Что касается тех орденов, чей образ жизни не привязывает их к обрабатываемой ими земле, то их средства существования чрезвычайно разнообразны. Иезуиты пользуются доходом от некоторых аристократических учебных заведений, от трудов, публикуемых Обществом, от капиталов, которые достаются им дарственным путем или по наследству, и которые в ведении иезуитов, проявляющих осмотрительность и рассудительность не только в вопросах богословия, в конечном итоге представляют фонд, регулярно превращающийся в новые начинания.

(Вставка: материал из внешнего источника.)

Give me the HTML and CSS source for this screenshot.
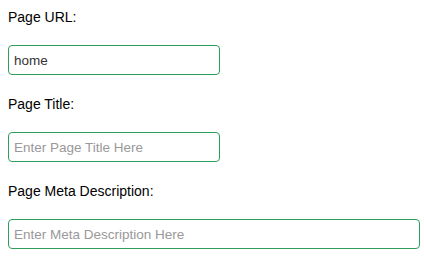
FILE: index.html
```html
<!doctype html>
<html lang="en">
    <head>
        <meta charset="utf8">
        <link rel="stylesheet" href="styles.css">
    </head>
    <body>
        <form class="page-form">
            <div class="field">
                <label for="pageUrl">Page URL:</label>
                <input id="pageUrl" class="short" type="text" value="home">
            </div>
            <div class="field">
                <label for="pageTitle">Page Title:</label>
                <input id="pageTitle" class="short" type="text" placeholder="Enter Page Title Here">
            </div>
            <div class="field">
                <label for="pageMeta">Page Meta Description:</label>
                <input id="pageMeta" class="long" type="text" placeholder="Enter Meta Description Here">
            </div>
        </form>
    </body>
</html>
```

FILE: styles.css
```css
body {
    background-color: #fff;
    color: #000;
    font-family: "Liberation Sans", Arial, sans-serif;
    font-size: 14px;
    margin: 8px 4px 0 8px;
}
.page-form {
    margin: 0;
}
.field {
    display: flex;
    flex-direction: column;
    align-items: flex-start;
    margin-bottom: 20px;
}
.field:last-child {
    margin-bottom: 0;
}
.field label {
    display: block;
    line-height: 18px;
    margin: 0 0 19px;
}
.field input {
    border: 1px solid #2e9e5c;
    border-radius: 4px;
    box-sizing: border-box;
    color: #333;
    font-family: inherit;
    font-size: 13.5px;
    height: 30px;
    margin: 0;
    outline: none;
    padding: 0 5px;
}
.field input::placeholder {
    color: #999;
}
.short {
    width: 212px;
}
.long {
    align-self: stretch;
}
```
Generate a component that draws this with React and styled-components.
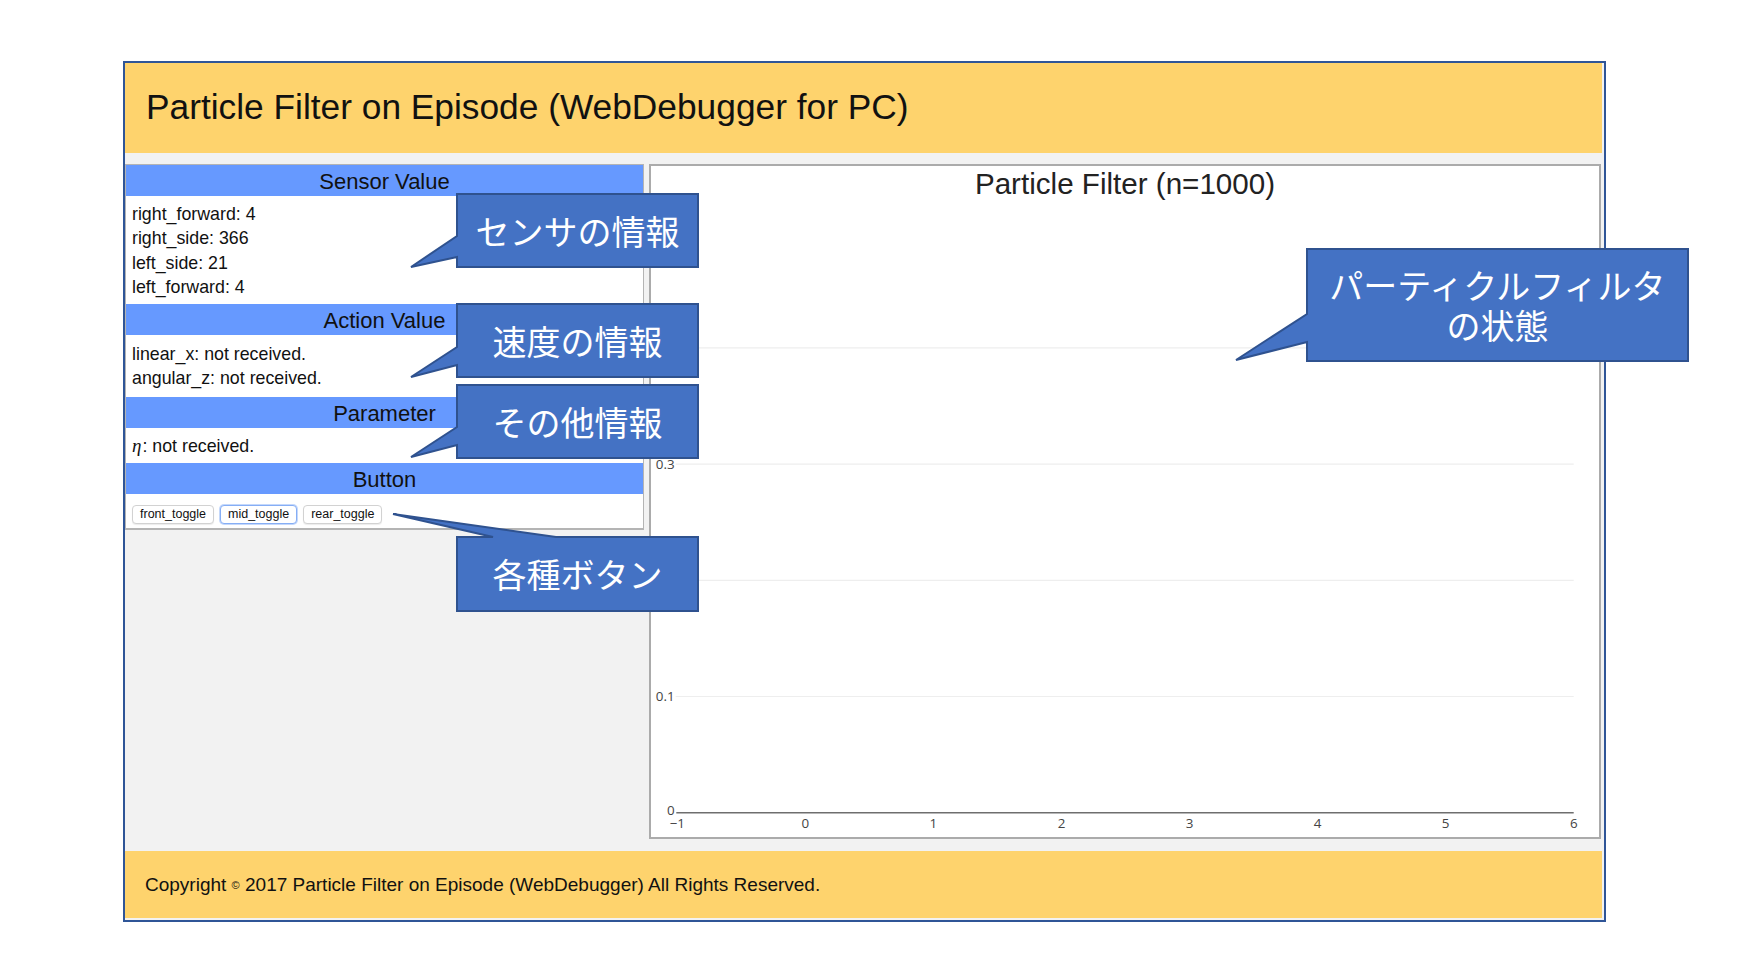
import React from 'react';
import styled, { createGlobalStyle } from 'styled-components';

const GlobalStyle = createGlobalStyle`
  html, body { margin: 0; padding: 0; background: #ffffff; }
  body { font-family: "Liberation Sans", Arial, sans-serif; color: #111; }
  * { box-sizing: border-box; }
`;

const Page = styled.div`
  position: relative;
  width: 1762px;
  height: 974px;
  padding: 61px 0 0 123px;
  overflow: hidden;
`;

const Frame = styled.div`
  box-sizing: content-box;
  width: 1479px;
  height: 857px;
  border: 2px solid #2f5597;
  background: #f2f2f2;
  display: flex;
  flex-direction: column;
`;

const Banner = styled.header`
  height: ${p => p.$h}px;
  margin-right: 2px;
  margin-top: ${p => p.$mt || 0}px;
  background: #fed36d;
  display: flex;
  align-items: center;
  padding: 0 0 ${p => p.$pb || 0}px ${p => p.$pl}px;
  flex-shrink: 0;
`;

const Title = styled.h1`
  margin: 0;
  font-size: 35.3px;
  font-weight: 400;
  color: #111;
  white-space: nowrap;
`;

const FooterText = styled.p`
  margin: 0;
  font-size: 19px;
  color: #111;
  white-space: nowrap;
`;

const Copy = styled.span`
  font-size: 11px;
  vertical-align: 2px;
`;

const Main = styled.main`
  display: flex;
  align-items: flex-start;
  gap: 5px;
  margin-top: 11px;
  padding-right: 3px;
  height: 675px;
  flex-shrink: 0;
`;

const LeftPanel = styled.section`
  width: 519px;
  border: 1px solid #b4b4b4;
  border-bottom-width: 2px;
  background: #fff;
  display: flex;
  flex-direction: column;
`;

const SectionHeader = styled.h2`
  margin: 0;
  height: 31px;
  line-height: 31px;
  padding-top: 1px;
  background: #6699ff;
  text-align: center;
  font-size: 22px;
  font-weight: 400;
  color: #111;
`;

const SectionBody = styled.div`
  padding: ${p => p.$pt || 6}px 6px ${p => p.$pb || 5}px 6px;
  font-size: 17.8px;
  line-height: 24.3px;
  color: #111;
  display: ${p => (p.$row ? 'flex' : 'block')};
  gap: 6px;
`;

const Line = styled.div`
  white-space: nowrap;
`;

const Eta = styled.i`
  font-family: "Liberation Serif", "Times New Roman", serif;
  font-size: 19px;
  margin-right: 1px;
`;

const ToggleButton = styled.button`
  height: 19px;
  padding: 0 7px;
  font-family: "Liberation Sans", Arial, sans-serif;
  font-size: 12.5px;
  color: #111;
  background: #fff;
  border: 1px solid ${p => (p.$active ? '#86aef5' : '#d2d2d2')};
  border-radius: 4px;
  box-shadow: ${p => (p.$active ? '0 0 0 1px #c4d8fb' : '0 1px 1px rgba(0,0,0,0.08)')};
  line-height: 17px;
`;

const ChartPanel = styled.section`
  width: 952px;
  height: 675px;
  border: 2px solid #ababab;
  background: #fff;
  display: flex;
  flex-direction: column;
`;

const ChartTitle = styled.div`
  height: 36px;
  line-height: 36px;
  text-align: center;
  font-size: 29.6px;
  color: #222;
`;

const ChartSvg = styled.svg`
  display: block;
  width: 948px;
  height: 635px;
`;

const Overlay = styled.div`
  position: absolute;
  left: 0;
  top: 0;
  width: 1762px;
  height: 974px;
  pointer-events: none;
`;

const OverlaySvg = styled.svg`
  position: absolute;
  left: 0;
  top: 0;
`;

const CalloutLabel = styled.div`
  position: absolute;
  left: ${p => p.$x}px;
  top: ${p => p.$y}px;
  width: ${p => p.$w}px;
  height: ${p => p.$h}px;
  display: flex;
  align-items: center;
  justify-content: center;
  text-align: center;
  color: #fff;
  font-family: "Noto Sans CJK JP", "Noto Sans", sans-serif;
  font-size: 34px;
  line-height: 40px;
  white-space: nowrap;
`;

const callouts = [
  { x: 457, y: 194, w: 241, h: 73, lines: ['センサの情報'], d: 'M457,194 H698 V267 H457 V257 L411,267 L457,236 Z' },
  { x: 457, y: 304, w: 241, h: 73, lines: ['速度の情報'], d: 'M457,304 H698 V377 H457 V365 L411,377 L457,347 Z' },
  { x: 457, y: 385, w: 241, h: 73, lines: ['その他情報'], d: 'M457,385 H698 V458 H457 V445 L411,457 L457,427 Z' },
  { x: 457, y: 537, w: 241, h: 74, lines: ['各種ボタン'], d: 'M457,537 H493 L393,514 L556,537 H698 V611 H457 Z' },
  { x: 1307, y: 249, w: 381, h: 112, lines: ['パーティクルフィルタ', 'の状態'], d: 'M1307,249 H1688 V361 H1307 V342 L1236,360 L1307,314 Z' },
];

const X0 = 26.3;
const XS = 128.06;
const Y0 = 610.7;
const YS = 116.2;
const xTicks = [-1, 0, 1, 2, 3, 4, 5, 6];
const gridTicks = [1, 2, 3, 4];
const yLabels = [0, 1, 3];

function Chart() {
  return (
    <ChartSvg viewBox="0 0 948 635">
      {gridTicks.map(t => (
        <line key={t} x1={24.7} x2={922.7} y1={Y0 - t * YS} y2={Y0 - t * YS} stroke="#eeeeee" strokeWidth="1.2" />
      ))}
      <line x1={X0 - 1} x2={922.7} y1={Y0} y2={Y0} stroke="#6e6e6e" strokeWidth="1.6" />
      {yLabels.map(t => (
        <text key={t} x={23.6} y={Y0 - t * YS + (t === 0 ? 2 : 4.6)} textAnchor="end" fontFamily="Open Sans, sans-serif" fontSize="13.4" fill="#444">
          {t === 0 ? '0' : `0.${t}`}
        </text>
      ))}
      {xTicks.map(t => (
        <text key={t} x={X0 + (t + 1) * XS} y={625.5} textAnchor="middle" fontFamily="Open Sans, sans-serif" fontSize="13.4" fill="#444">
          {t < 0 ? `\u2212${-t}` : t}
        </text>
      ))}
    </ChartSvg>
  );
}

export default function App() {
  return (
    <>
      <GlobalStyle />
      <Page>
        <Frame>
          <Banner $h={90} $pl={21} $pb={2}>
            <Title>Particle Filter on Episode (WebDebugger for PC)</Title>
          </Banner>
          <Main>
            <LeftPanel>
              <SectionHeader>Sensor Value</SectionHeader>
              <SectionBody>
                <Line>right_forward: 4</Line>
                <Line>right_side: 366</Line>
                <Line>left_side: 21</Line>
                <Line>left_forward: 4</Line>
              </SectionBody>
              <SectionHeader>Action Value</SectionHeader>
              <SectionBody $pt={7} $pb={6}>
                <Line>linear_x: not received.</Line>
                <Line>angular_z: not received.</Line>
              </SectionBody>
              <SectionHeader>Parameter</SectionHeader>
              <SectionBody>
                <Line><Eta>η</Eta>: not received.</Line>
              </SectionBody>
              <SectionHeader>Button</SectionHeader>
              <SectionBody $row $pt={11} $pb={4}>
                <ToggleButton>front_toggle</ToggleButton>
                <ToggleButton $active>mid_toggle</ToggleButton>
                <ToggleButton>rear_toggle</ToggleButton>
              </SectionBody>
            </LeftPanel>
            <ChartPanel>
              <ChartTitle>Particle Filter (n=1000)</ChartTitle>
              <Chart />
            </ChartPanel>
          </Main>
          <Banner as="footer" $h={67} $pl={20} $mt={12}>
            <FooterText>
              Copyright <Copy>©</Copy> 2017 Particle Filter on Episode (WebDebugger) All Rights Reserved.
            </FooterText>
          </Banner>
        </Frame>
        <Overlay>
          <OverlaySvg width="1762" height="974" viewBox="0 0 1762 974">
            {callouts.map((c, i) => (
              <path key={i} d={c.d} fill="#4472c4" stroke="#2f528f" strokeWidth="2" strokeLinejoin="miter" />
            ))}
          </OverlaySvg>
          {callouts.map((c, i) => (
            <CalloutLabel key={i} $x={c.x} $y={c.y} $w={c.w} $h={c.h}>
              <span>
                {c.lines.map((l, j) => (
                  <React.Fragment key={l}>
                    {j > 0 && <br />}
                    {l}
                  </React.Fragment>
                ))}
              </span>
            </CalloutLabel>
          ))}
        </Overlay>
      </Page>
    </>
  );
}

Францисканцы и доминиканцы, называемые «нищенствующими» за их первоначальный Устав, запрещавший им чем-либо владеть, не то что буквально предаются нищенству на дорогах; но их неопределенные финансы оправдывают и сейчас, хотя бы отчасти, почетный евангельский титул, пожалованный им Средневековьем. Источники их доходов приблизительно те же, что и у иезуитов, но говорят, они больше зависят от щедрости некоторых своих жертвователей.
* * *
Оставляя в стороне нищенствующих, так ли уж богаты ордена, как утверждает пропаганда их противников и как с вожделением воображают государственные режимы, истощившие свои финансовые средства? Признаться, банкротство в их истории — редкое явление, более редкое, чем ограбление и экспроприация. Надо сказать, что монах способен в течение многих лет без жалоб переносить недостаток во всем; его жизненный уровень один из самых посредственных в мире, и когда монашеский Совет решается изложить свои пожелания, то обычно лишь ради того, чтобы получить разрешение усилить аскетизм Устава. Однажды делегация монахов одного созерцательного ордена — самому молодому из них было около 80-ти лет — явилась перед воротами Ватикана, умоляя Папу отказаться от смягчения строгостей, которое он собирался им даровать; их престарелый возраст, — говорили они, — достаточное доказательство мягкости их режима. При таких условиях денежный вопрос встанет, действительно, только в крайнем случае.